Daniel Landes is the former director of the Pardes Institute of Jewish Studies in Jerusalem and New York City.

==Biography==
Born in Chicago, Landes studied in Chicago with Rabbi M.B. Sacks, the Menachem Tzion; in Israel with Reb Aryeh Levin, Zvi Yehuda Kook, and the chief rabbi, R. Avraham Shapira; in New York with Rabbi Joseph B. Soloveitchik; and in Los Angeles with Din R. Shmuel Katz (on whose rabbinical court he served).

Landes was a founding faculty member of The Simon Wiesenthal Center in Los Angeles (director of education) and of Yeshiva of Los Angeles (The Van Lennop Chair of Social Ethics). He was also an adjunct associate professor of law at Loyola Law School. Landes taught for the Wexner Foundation for over 20 years.
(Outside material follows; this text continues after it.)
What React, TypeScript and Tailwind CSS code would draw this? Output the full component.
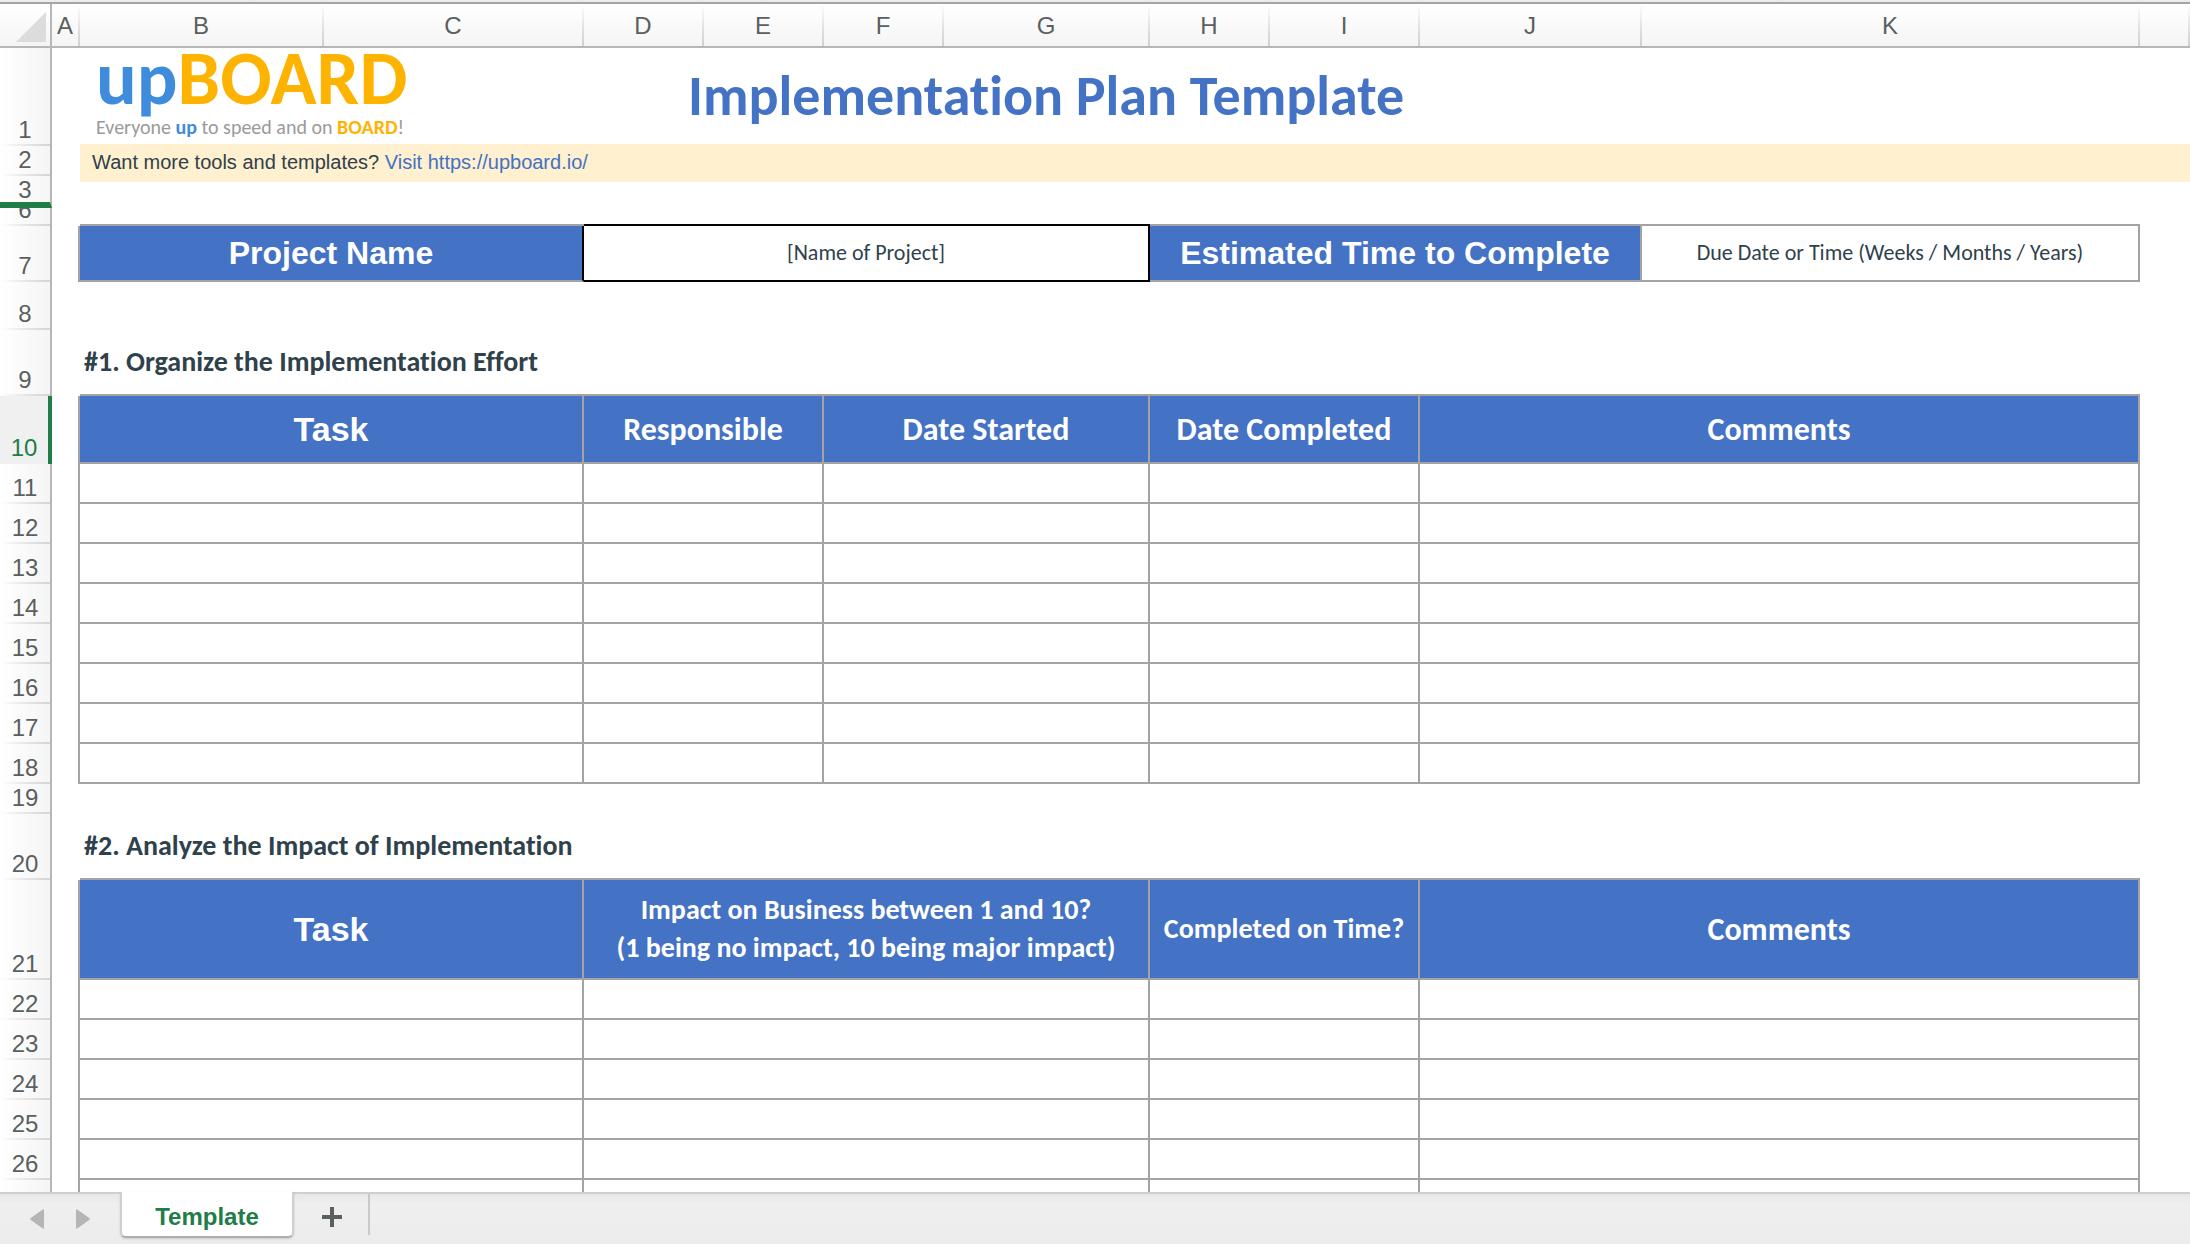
import type { ReactNode } from "react";

const LINE = "border-[#a3a3a3]";
const SHEET_FONT = "font-['Carlito','Calibri','Lato',sans-serif] [font-variant-ligatures:none]";
const HEADER_BG = "bg-[#4472c4] text-white font-bold text-center";

const COLUMNS = ["A", "B", "C", "D", "E", "F", "G", "H", "I", "J", "K", ""];

function RowHeader({ label, variant = "normal" }: { label: string; variant?: "normal" | "frozen" | "active" | "clipped" }) {
  const skin =
    variant === "active"
      ? "border-r-4 border-[#217d48] text-[#217d48] bg-[#f0f0f0]"
      : variant === "frozen"
        ? "border-r-2 border-b-6 border-r-[#b7b7b7] border-b-[#217d48] text-[#5a5f60] bg-linear-to-r from-white to-[#f6f6f6]"
        : "border-r-2 border-[#b7b7b7] text-[#5a5f60] bg-[linear-gradient(to_right,transparent,#d4d4d4),linear-gradient(to_right,#ffffff,#f5f5f5)] bg-[length:100%_2px,100%_100%] bg-[position:bottom,top] bg-no-repeat";
  const pad = variant === "frozen" ? "pb-0" : "pb-1";
  return (
    <th scope="row" className={`p-0 align-bottom font-normal ${skin}`}>
      {variant === "clipped" ? (
        <div className="flex h-[18px] items-end justify-center overflow-hidden pb-1 text-2xl leading-6">
          <span>{label}</span>
        </div>
      ) : (
        <div className={`text-center text-2xl leading-6 ${pad}`}>{label}</div>
      )}
    </th>
  );
}

function Cell({ span = 1, className = "", children }: { span?: number; className?: string; children?: ReactNode }) {
  return (
    <td colSpan={span} className={`p-0 ${className}`}>
      {children}
    </td>
  );
}

function HeaderCell({ span, className = "", children }: { span: number; className?: string; children: ReactNode }) {
  return (
    <th scope="col" colSpan={span} className={`border-r-2 border-b-2 px-0 pb-0 ${LINE} ${HEADER_BG} ${className}`}>
      {children}
    </th>
  );
}

function SectionRow({ row, title }: { row: string; title: string }) {
  return (
    <tr className="h-[66px]">
      <RowHeader label={row} />
      <Cell />
      <Cell span={10} className={`border-b-2 pl-1 text-left text-[28px] leading-8 font-bold text-[#2f414b] ${LINE} ${SHEET_FONT}`}>
        <h2>{title}</h2>
      </Cell>
      <Cell />
    </tr>
  );
}

function BlankRow({ row, spans }: { row: string; spans: number[] }) {
  return (
    <tr className="h-10">
      <RowHeader label={row} />
      <Cell className={`border-r-2 ${LINE}`} />
      {spans.map((span, i) => (
        <Cell key={i} span={span} className={`border-r-2 border-b-2 ${LINE}`} />
      ))}
      <Cell />
    </tr>
  );
}

function Logo() {
  return (
    <div className={`flex flex-col gap-2 pl-4 ${SHEET_FONT}`}>
      <div className="text-[76px] leading-[60px] font-bold text-[#3f8bdc]">
        up<span className="text-[#ffb301]">BOARD</span>
      </div>
      <div className="text-xl leading-[22px] text-[#9a9a9a]">
        Everyone <b className="text-[#3f8bdc]">up</b> to speed and on <b className="text-[#ffb301]">BOARD</b>!
      </div>
    </div>
  );
}

function Sheet() {
  return (
    <table className="w-full table-fixed border-separate border-spacing-0 bg-white">
      <colgroup>
        <col className="w-[52px]" />
        <col className="w-[28px]" />
        <col className="w-[244px]" />
        <col className="w-[260px]" />
        <col className="w-[120px]" />
        <col className="w-[120px]" />
        <col className="w-[120px]" />
        <col className="w-[206px]" />
        <col className="w-[120px]" />
        <col className="w-[150px]" />
        <col className="w-[222px]" />
        <col className="w-[498px]" />
        <col className="w-[50px]" />
      </colgroup>
      <thead>
        <tr className="h-11">
          <th className="border-r-2 border-b-2 border-[#b7b7b7] bg-linear-to-b from-white to-[#f5f5f5] p-0">
            <button type="button" aria-label="Select all" className="flex w-full justify-end pt-1 pr-1">
              <svg viewBox="0 0 30 30" className="size-[30px]" fill="#dcdcdc">
                <path d="M30 0v30H0z" />
              </svg>
            </button>
          </th>
          {COLUMNS.map((name, i) => (
            <th
              key={i}
              scope="col"
              className="border-b-2 border-[#b7b7b7] bg-[linear-gradient(to_bottom,transparent,#d0d0d0),linear-gradient(to_bottom,#ffffff,#f5f5f5)] bg-[length:2px_100%,100%_100%] bg-[position:right,left] bg-no-repeat pt-0.5 pr-0.5 pb-0 pl-0 text-center text-2xl leading-6 font-normal text-[#5a5f60]"
            >
              {name}
            </th>
          ))}
        </tr>
      </thead>
      <tbody>
        <tr className="h-[98px]">
          <RowHeader label="1" />
          <Cell />
          <Cell span={2} className="border-b-2 border-[#fff0cf] align-top">
            <Logo />
          </Cell>
          <Cell span={8} className={`border-b-2 border-[#fff0cf] pl-[104px] ${SHEET_FONT}`}>
            <h1 className="text-[56px] leading-[64px] font-bold text-[#4472c4]">Implementation Plan Template</h1>
          </Cell>
          <Cell className="border-b-2 border-[#fff0cf]" />
        </tr>
        <tr className="h-[30px]">
          <RowHeader label="2" />
          <td rowSpan={2} className="p-0" />
          <td rowSpan={2} colSpan={11} className="p-0 align-top">
            <p className="h-9 bg-[#fff0cf] pl-3 font-['Liberation_Sans',Arial,sans-serif] text-xl leading-8 text-[#2f414b]">
              Want more tools and templates?{" "}
              <a href="https://upboard.io/" className="text-[#4472c4]">
                Visit https://upboard.io/
              </a>
            </p>
          </td>
        </tr>
        <tr className="h-8">
          <RowHeader label="3" variant="frozen" />
        </tr>
        <tr className="h-[18px]">
          <RowHeader label="6" variant="clipped" />
          <Cell />
          <Cell span={2} className={`border-b-2 ${LINE}`} />
          <Cell span={4} className="border-b-2 border-black" />
          <Cell span={4} className={`border-b-2 ${LINE}`} />
          <Cell />
        </tr>
        <tr className="h-14">
          <RowHeader label="7" />
          <Cell className={`border-r-2 ${LINE}`} />
          <th
            scope="row"
            colSpan={2}
            className={`border-r-2 border-b-2 border-r-black border-b-[#a3a3a3] p-0 text-[32px] leading-9 ${HEADER_BG}`}
          >
            Project Name
          </th>
          <Cell
            span={4}
            className={`border-r-2 border-b-2 border-black text-center text-[22px] leading-7 text-[#2f414b] ${SHEET_FONT}`}
          >
            [Name of Project]
          </Cell>
          <th scope="row" colSpan={3} className={`border-r-2 border-b-2 p-0 text-[32px] leading-9 ${LINE} ${HEADER_BG}`}>
            Estimated Time to Complete
          </th>
          <Cell className={`border-r-2 border-b-2 text-center text-[22px] leading-7 text-[#2f414b] ${LINE} ${SHEET_FONT}`}>
            Due Date or Time (Weeks / Months / Years)
          </Cell>
          <Cell />
        </tr>
        <tr className="h-12">
          <RowHeader label="8" />
          <Cell span={12} />
        </tr>

        <SectionRow row="9" title="#1. Organize the Implementation Effort" />
        <tr className="h-[68px]">
          <RowHeader label="10" variant="active" />
          <Cell className={`border-r-2 ${LINE}`} />
          <HeaderCell span={2} className="pt-0 text-[34px] leading-9">
            Task
          </HeaderCell>
          <HeaderCell span={2} className={`pt-0.5 text-[32px] leading-9 ${SHEET_FONT}`}>
            Responsible
          </HeaderCell>
          <HeaderCell span={2} className={`pt-0.5 text-[32px] leading-9 ${SHEET_FONT}`}>
            Date Started
          </HeaderCell>
          <HeaderCell span={2} className={`pt-0.5 text-[32px] leading-9 ${SHEET_FONT}`}>
            Date Completed
          </HeaderCell>
          <HeaderCell span={2} className={`pt-0.5 text-[32px] leading-9 ${SHEET_FONT}`}>
            Comments
          </HeaderCell>
          <Cell />
        </tr>
        {["11", "12", "13", "14", "15", "16", "17", "18"].map((row) => (
          <BlankRow key={row} row={row} spans={[2, 2, 2, 2, 2]} />
        ))}
        <tr className="h-[30px]">
          <RowHeader label="19" />
          <Cell span={12} />
        </tr>

        <SectionRow row="20" title="#2. Analyze the Impact of Implementation" />
        <tr className="h-[100px]">
          <RowHeader label="21" />
          <Cell className={`border-r-2 ${LINE}`} />
          <HeaderCell span={2} className="pt-0 text-[34px] leading-9">
            Task
          </HeaderCell>
          <HeaderCell span={4} className={`pt-0 text-[28px] leading-[38px] ${SHEET_FONT}`}>
            Impact on Business between 1 and 10?
            <br />
            (1 being no impact, 10 being major impact)
          </HeaderCell>
          <HeaderCell span={2} className={`pt-0 text-[28px] leading-[38px] ${SHEET_FONT}`}>
            Completed on Time?
          </HeaderCell>
          <HeaderCell span={2} className={`pt-0.5 text-[32px] leading-9 ${SHEET_FONT}`}>
            Comments
          </HeaderCell>
          <Cell />
        </tr>
        {["22", "23", "24", "25", "26", ""].map((row) => (
          <BlankRow key={row} row={row} spans={[2, 4, 2, 2]} />
        ))}
      </tbody>
    </table>
  );
}

function TabBar() {
  return (
    <footer className="flex h-[52px] shrink-0 items-start border-t-2 border-[#cfcfcf] bg-linear-to-b from-[#e8e8e8] via-[#efefef] via-20% to-[#ececec]">
      <div className="flex h-[50px] w-[120px] shrink-0 items-center gap-8 pl-[30px] text-[#b4b6b5]">
        <button type="button" aria-label="Previous sheet">
          <svg viewBox="0 0 14 20" className="h-5 w-3.5" fill="currentColor">
            <path d="M14 1.5v17q0 2-1.6.8L.8 11Q-.4 10 .8 9L12.400 .7Q14-.5 14 1.500z" />
          </svg>
        </button>
        <button type="button" aria-label="Next sheet">
          <svg viewBox="0 0 14 20" className="h-5 w-3.5" fill="currentColor">
            <path d="M0 1.500v17q0 2 1.600.8L13.200 11q1.200-1 0-2L1.600.7Q0-.5 0 1.500z" />
          </svg>
        </button>
      </div>
      <button
        type="button"
        className="-mt-0.5 h-[46px] w-[174px] shrink-0 rounded-b-md border-x-2 border-b-2 border-[#cfcfcf] border-b-[#a9adab] bg-white pt-1.5 text-2xl leading-6 font-bold text-[#217d48] shadow-sm"
      >
        Template
      </button>
      <button
        type="button"
        aria-label="Add sheet"
        className="flex h-[41px] w-[76px] shrink-0 items-center justify-center border-r-2 border-[#c9c9c9] pt-1 pl-0.5"
      >
        <svg viewBox="0 0 20 20" className="size-5" stroke="#5a5f60" strokeWidth="4">
          <path d="M10 0v20M0 10h20" />
        </svg>
      </button>
    </footer>
  );
}

export default function App() {
  return (
    <div className="flex h-screen flex-col overflow-hidden bg-white font-['Liberation_Sans',Arial,sans-serif]">
      <div className="h-1 shrink-0 border-b-2 border-[#a5a5a5] bg-[#ececec]" />
      <main className="min-h-0 flex-1 overflow-hidden">
        <Sheet />
      </main>
      <TabBar />
    </div>
  );
}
Landes came to Pardes in 1995 as director and has been active in creation of advanced Talmud classes, Bekiut Talmud, the Fellows, PEP, the Kollel, the Executive Seminar Programs, the annual Blaustein and Brettler Scholar Series, Pardes USA and strengthening of the Pardes Beit Midrash. Landes was the first rabbi to be invited by Indonesia to speak publicly (at the Forum of Religions).

Pardes announced in July 2016, that "[a]fter 21 years of dedicated service to Pardes, Rabbi Daniel Landes will be leaving at the end of the summer."

Landes is director of YASHRUT, having founded the institute in 2018 to build civil discourse through a theology of integrity, justice, and tolerance. YASHRUT includes a semikhah initiative as well as programs for rabbinic leaders. Landes has ordained forty-three rabbis during his career, seven of which received semikhah from Landes under the auspices of YASHRUT in 2019.

In 2019 in Jerusalem, Landes ordained Daniel Atwood; Atwood thus became the first openly gay person to be ordained as an Orthodox rabbi.

==Publications==
Landes and his wife Sheryl Robbin, a social worker and author, write on Biblical and ethical issues.
- Co-editor with Alex Grobman of Genocide: Critical Issues/ The Holocaust
- Editor of Confronting Omnicide: Jewish Reflections of Weapons of Mass Destruction
- Jewish Law commentator for the ten-volume interdenominational work My People’s Prayer Book (recipient of the National Jewish Book Award)
- Published articles in Tikkun and Jewish Review of Books, as well as other magazines, journals and newspapers.